--- start of Exercise data ---

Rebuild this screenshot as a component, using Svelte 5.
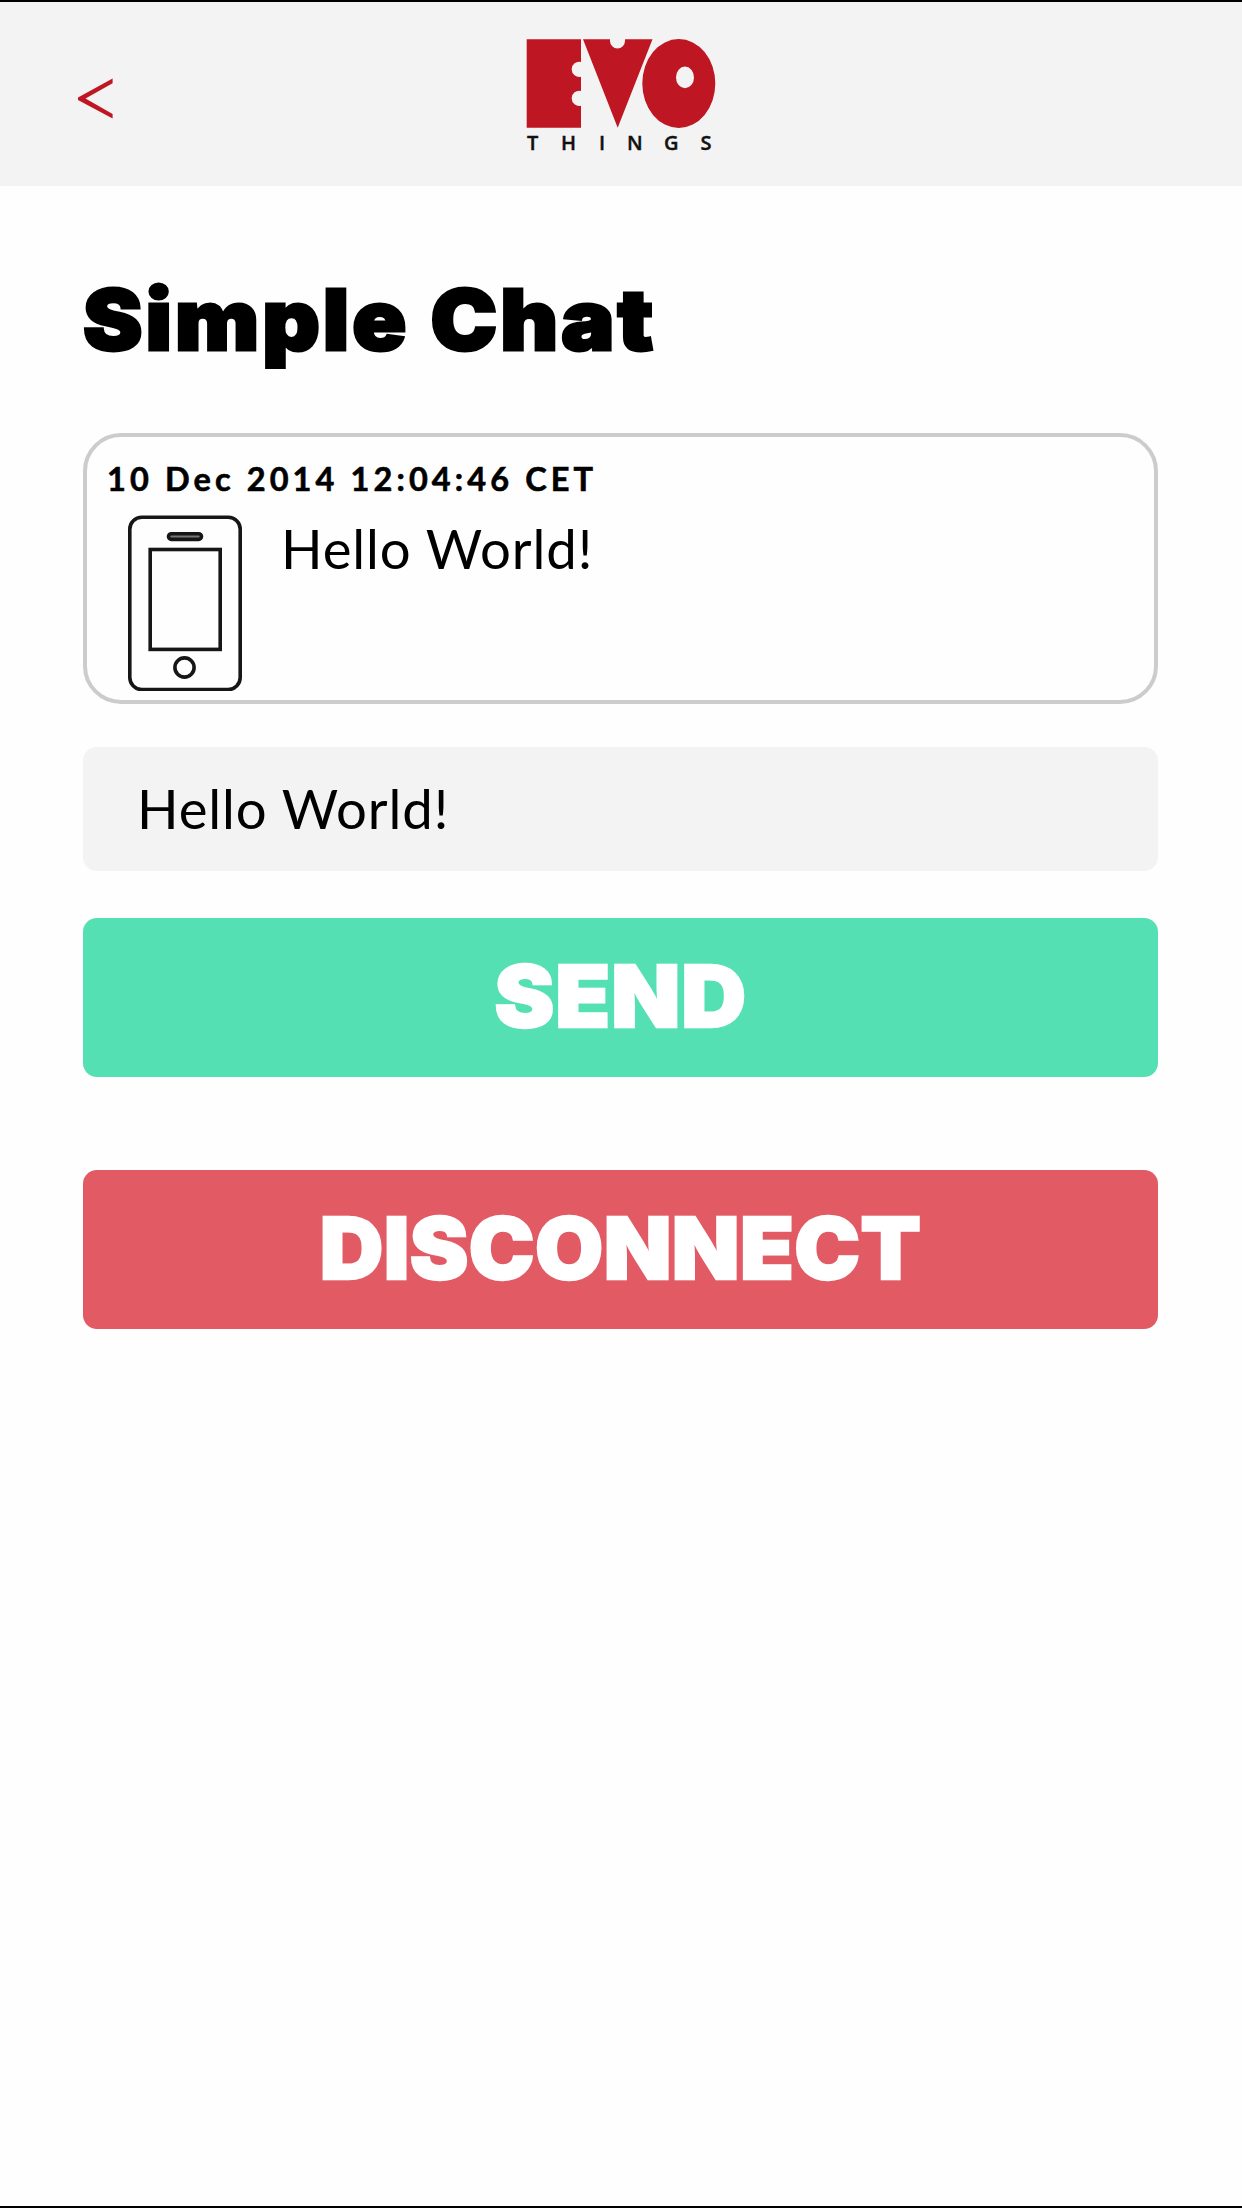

--- end of Exercise data ---
--- start of Exercise data ---

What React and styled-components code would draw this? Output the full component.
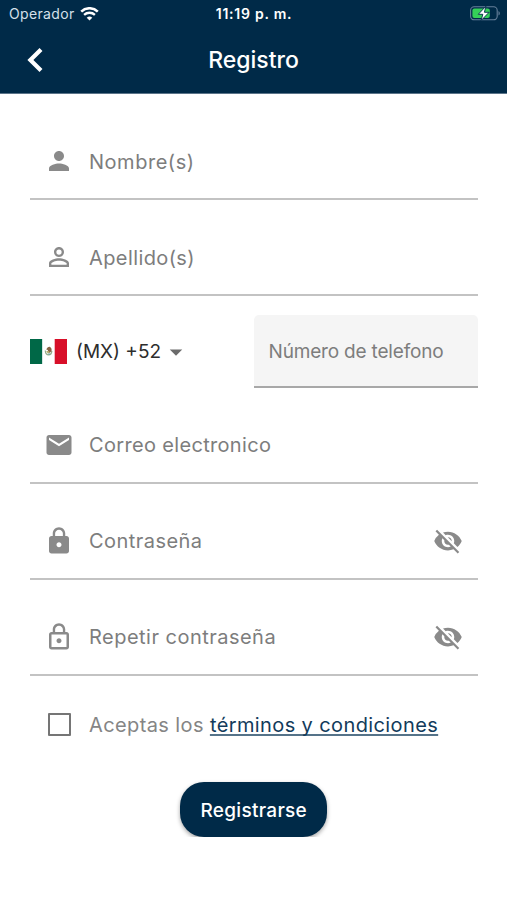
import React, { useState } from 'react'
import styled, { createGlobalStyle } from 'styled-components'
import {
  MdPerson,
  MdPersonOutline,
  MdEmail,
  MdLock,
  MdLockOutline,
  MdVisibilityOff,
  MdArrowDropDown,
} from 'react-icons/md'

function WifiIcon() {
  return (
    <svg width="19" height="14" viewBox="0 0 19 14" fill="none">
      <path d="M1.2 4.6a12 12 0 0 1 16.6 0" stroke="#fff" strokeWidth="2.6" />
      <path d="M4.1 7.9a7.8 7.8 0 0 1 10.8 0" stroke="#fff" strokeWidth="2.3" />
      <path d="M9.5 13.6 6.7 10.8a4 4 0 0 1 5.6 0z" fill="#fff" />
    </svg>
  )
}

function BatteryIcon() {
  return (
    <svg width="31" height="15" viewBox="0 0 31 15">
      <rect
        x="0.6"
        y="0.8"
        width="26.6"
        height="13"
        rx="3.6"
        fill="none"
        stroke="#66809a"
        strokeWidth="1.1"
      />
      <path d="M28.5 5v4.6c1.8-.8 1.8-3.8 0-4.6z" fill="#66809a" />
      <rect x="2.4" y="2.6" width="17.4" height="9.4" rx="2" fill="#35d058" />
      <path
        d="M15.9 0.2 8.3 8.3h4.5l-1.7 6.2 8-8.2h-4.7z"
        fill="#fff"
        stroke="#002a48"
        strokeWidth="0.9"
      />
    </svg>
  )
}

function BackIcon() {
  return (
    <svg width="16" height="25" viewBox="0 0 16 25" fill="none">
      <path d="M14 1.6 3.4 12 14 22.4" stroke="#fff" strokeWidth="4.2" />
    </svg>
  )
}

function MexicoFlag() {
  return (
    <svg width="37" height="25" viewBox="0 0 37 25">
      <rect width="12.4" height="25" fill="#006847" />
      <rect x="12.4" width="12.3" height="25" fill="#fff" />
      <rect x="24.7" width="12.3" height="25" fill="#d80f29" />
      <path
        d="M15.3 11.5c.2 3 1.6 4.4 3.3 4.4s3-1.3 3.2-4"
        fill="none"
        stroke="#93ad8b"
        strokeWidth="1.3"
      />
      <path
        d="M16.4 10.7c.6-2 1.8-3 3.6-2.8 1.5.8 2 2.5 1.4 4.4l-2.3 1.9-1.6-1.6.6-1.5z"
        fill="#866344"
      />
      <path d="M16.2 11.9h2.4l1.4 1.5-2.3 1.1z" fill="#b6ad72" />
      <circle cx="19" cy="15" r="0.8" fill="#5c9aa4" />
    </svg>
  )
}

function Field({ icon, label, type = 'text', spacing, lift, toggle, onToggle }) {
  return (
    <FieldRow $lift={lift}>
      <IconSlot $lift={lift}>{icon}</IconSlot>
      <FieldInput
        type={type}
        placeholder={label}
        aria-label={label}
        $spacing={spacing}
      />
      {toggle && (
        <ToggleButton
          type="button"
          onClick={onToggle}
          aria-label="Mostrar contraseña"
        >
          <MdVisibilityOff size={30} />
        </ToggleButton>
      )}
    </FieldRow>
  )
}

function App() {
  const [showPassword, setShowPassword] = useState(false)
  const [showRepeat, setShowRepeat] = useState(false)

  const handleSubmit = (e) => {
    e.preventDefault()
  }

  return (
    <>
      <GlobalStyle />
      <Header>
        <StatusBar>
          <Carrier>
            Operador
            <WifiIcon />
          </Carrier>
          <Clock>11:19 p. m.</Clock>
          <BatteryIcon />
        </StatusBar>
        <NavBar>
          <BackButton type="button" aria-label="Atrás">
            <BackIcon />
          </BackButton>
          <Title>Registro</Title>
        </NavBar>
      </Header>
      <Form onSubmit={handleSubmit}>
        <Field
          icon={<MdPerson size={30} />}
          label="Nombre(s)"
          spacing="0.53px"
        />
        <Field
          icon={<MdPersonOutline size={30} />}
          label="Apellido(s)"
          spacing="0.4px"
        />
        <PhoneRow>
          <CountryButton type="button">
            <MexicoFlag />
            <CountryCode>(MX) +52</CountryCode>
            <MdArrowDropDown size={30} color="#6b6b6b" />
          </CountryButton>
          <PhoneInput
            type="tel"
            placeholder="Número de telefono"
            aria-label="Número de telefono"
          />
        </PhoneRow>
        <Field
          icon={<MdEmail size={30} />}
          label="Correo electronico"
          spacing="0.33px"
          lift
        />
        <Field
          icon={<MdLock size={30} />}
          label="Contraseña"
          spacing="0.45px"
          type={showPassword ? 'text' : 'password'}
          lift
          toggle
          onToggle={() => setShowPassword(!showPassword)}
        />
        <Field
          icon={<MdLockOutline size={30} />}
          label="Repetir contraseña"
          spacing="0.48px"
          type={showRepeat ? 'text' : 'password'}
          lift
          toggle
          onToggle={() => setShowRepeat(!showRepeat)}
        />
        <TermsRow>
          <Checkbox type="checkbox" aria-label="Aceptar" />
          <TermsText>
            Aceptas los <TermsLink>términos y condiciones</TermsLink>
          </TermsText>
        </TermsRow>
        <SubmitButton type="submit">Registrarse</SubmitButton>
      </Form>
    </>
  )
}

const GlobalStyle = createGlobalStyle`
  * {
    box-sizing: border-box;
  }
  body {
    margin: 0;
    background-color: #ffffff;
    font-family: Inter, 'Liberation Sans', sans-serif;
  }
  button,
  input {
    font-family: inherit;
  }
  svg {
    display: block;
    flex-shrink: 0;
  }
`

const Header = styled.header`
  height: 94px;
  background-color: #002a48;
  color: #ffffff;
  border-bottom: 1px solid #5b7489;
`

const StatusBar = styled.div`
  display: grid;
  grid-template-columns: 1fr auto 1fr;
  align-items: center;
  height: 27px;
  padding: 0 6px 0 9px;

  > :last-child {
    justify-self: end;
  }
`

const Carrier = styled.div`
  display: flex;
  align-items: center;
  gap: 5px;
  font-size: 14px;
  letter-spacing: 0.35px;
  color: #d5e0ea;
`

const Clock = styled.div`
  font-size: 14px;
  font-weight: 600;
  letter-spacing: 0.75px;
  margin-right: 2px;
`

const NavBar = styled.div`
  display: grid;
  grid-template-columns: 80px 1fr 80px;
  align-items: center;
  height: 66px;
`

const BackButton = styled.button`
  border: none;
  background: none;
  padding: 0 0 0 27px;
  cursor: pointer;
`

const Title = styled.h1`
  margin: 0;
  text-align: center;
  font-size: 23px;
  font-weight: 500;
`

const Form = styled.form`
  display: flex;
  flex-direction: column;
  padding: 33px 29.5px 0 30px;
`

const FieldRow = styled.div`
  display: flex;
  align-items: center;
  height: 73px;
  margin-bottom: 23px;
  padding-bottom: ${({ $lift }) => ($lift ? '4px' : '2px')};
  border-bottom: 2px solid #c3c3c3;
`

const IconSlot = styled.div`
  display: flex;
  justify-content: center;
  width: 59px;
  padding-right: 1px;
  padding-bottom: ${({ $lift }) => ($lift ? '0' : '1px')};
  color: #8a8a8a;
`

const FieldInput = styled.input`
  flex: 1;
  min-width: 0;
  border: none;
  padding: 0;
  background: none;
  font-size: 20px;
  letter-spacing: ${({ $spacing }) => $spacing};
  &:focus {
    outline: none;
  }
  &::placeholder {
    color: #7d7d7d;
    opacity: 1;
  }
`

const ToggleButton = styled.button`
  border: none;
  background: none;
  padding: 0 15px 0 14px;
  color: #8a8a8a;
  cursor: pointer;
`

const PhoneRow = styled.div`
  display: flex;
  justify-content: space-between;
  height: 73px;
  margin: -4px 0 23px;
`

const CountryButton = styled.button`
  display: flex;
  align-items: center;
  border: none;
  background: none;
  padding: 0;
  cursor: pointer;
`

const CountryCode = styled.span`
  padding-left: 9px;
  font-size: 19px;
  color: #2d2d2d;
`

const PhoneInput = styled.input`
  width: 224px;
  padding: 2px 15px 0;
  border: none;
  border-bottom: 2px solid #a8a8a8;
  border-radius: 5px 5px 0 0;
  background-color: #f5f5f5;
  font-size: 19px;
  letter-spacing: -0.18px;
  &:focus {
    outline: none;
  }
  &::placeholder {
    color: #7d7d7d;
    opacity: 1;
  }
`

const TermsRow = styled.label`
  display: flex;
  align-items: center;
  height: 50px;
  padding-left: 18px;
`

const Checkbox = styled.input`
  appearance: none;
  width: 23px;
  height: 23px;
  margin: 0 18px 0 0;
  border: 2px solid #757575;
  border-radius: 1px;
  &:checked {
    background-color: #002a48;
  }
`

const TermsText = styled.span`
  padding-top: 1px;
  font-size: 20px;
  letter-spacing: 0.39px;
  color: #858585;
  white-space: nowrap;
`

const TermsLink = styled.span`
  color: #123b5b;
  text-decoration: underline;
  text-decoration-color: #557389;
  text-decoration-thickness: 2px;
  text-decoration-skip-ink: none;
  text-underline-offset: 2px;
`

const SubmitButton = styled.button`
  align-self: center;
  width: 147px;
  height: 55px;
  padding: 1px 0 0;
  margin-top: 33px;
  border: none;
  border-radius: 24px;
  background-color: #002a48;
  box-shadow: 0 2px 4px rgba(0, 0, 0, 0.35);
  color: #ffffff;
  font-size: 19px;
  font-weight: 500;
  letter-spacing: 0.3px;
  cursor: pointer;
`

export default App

--- end of Exercise data ---
--- start of Exercise data ---

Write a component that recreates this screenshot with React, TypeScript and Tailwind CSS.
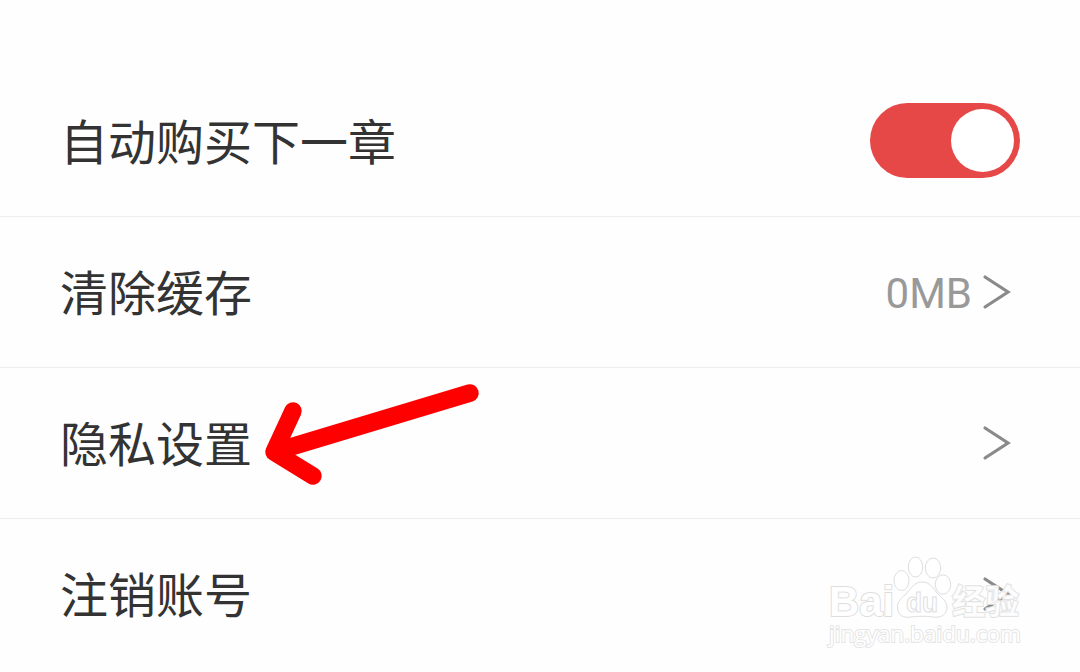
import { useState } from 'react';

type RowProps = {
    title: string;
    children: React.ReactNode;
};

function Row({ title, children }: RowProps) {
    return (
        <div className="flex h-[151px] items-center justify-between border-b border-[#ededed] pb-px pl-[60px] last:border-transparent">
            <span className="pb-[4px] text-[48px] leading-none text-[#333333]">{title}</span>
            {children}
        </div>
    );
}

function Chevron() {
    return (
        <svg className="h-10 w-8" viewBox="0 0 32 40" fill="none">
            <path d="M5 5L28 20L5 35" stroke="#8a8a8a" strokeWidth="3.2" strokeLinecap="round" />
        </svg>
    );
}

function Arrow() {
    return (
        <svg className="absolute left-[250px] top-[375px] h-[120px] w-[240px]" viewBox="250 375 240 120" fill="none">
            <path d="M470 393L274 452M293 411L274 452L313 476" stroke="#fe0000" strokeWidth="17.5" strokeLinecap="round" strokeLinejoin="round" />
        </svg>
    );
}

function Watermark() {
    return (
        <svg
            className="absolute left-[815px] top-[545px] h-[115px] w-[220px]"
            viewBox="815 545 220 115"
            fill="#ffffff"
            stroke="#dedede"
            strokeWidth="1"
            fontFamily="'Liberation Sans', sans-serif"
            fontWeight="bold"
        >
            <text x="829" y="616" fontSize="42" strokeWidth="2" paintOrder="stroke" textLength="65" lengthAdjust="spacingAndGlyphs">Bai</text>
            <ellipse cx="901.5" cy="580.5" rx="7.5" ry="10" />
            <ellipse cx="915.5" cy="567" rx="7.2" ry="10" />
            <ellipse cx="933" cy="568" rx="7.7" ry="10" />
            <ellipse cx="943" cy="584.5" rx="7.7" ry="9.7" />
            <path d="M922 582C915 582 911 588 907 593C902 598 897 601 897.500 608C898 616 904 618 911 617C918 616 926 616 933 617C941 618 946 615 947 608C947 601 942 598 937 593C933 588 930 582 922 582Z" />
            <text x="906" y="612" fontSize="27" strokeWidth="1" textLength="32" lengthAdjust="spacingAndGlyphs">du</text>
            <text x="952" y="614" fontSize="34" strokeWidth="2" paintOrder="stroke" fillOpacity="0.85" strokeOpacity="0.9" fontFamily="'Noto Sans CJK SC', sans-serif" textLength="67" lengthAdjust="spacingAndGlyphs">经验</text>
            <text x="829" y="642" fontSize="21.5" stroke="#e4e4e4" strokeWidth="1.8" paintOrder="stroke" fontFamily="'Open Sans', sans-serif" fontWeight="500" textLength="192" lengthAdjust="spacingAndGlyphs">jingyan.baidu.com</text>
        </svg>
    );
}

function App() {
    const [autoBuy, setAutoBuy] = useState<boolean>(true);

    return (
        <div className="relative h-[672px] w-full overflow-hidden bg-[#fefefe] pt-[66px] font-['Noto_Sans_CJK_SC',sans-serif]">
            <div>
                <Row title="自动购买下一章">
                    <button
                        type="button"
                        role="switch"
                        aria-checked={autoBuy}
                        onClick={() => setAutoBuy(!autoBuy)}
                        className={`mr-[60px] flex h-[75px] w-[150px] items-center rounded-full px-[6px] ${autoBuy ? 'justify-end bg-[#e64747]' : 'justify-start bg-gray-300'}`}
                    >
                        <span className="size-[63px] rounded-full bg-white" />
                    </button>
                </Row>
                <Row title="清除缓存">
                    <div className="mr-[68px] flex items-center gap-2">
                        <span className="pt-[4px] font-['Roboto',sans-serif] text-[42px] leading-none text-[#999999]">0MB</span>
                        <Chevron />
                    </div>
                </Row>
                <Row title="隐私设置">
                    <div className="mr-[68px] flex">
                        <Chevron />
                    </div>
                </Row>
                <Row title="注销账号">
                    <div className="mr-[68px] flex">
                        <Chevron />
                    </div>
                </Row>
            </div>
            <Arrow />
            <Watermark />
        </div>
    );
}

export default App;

--- end of Exercise data ---

> _Set problem_: Which lines contain the word "full"? Copy each of them.

> _Result of this exercise_:
What React and styled-components code would draw this? Output the full component.
        <div className="relative h-[672px] w-full overflow-hidden bg-[#fefefe] pt-[66px] font-['Noto_Sans_CJK_SC',sans-serif]">
                        className={`mr-[60px] flex h-[75px] w-[150px] items-center rounded-full px-[6px] ${autoBuy ? 'justify-end bg-[#e64747]' : 'justify-start bg-gray-300'}`}
                        <span className="size-[63px] rounded-full bg-white" />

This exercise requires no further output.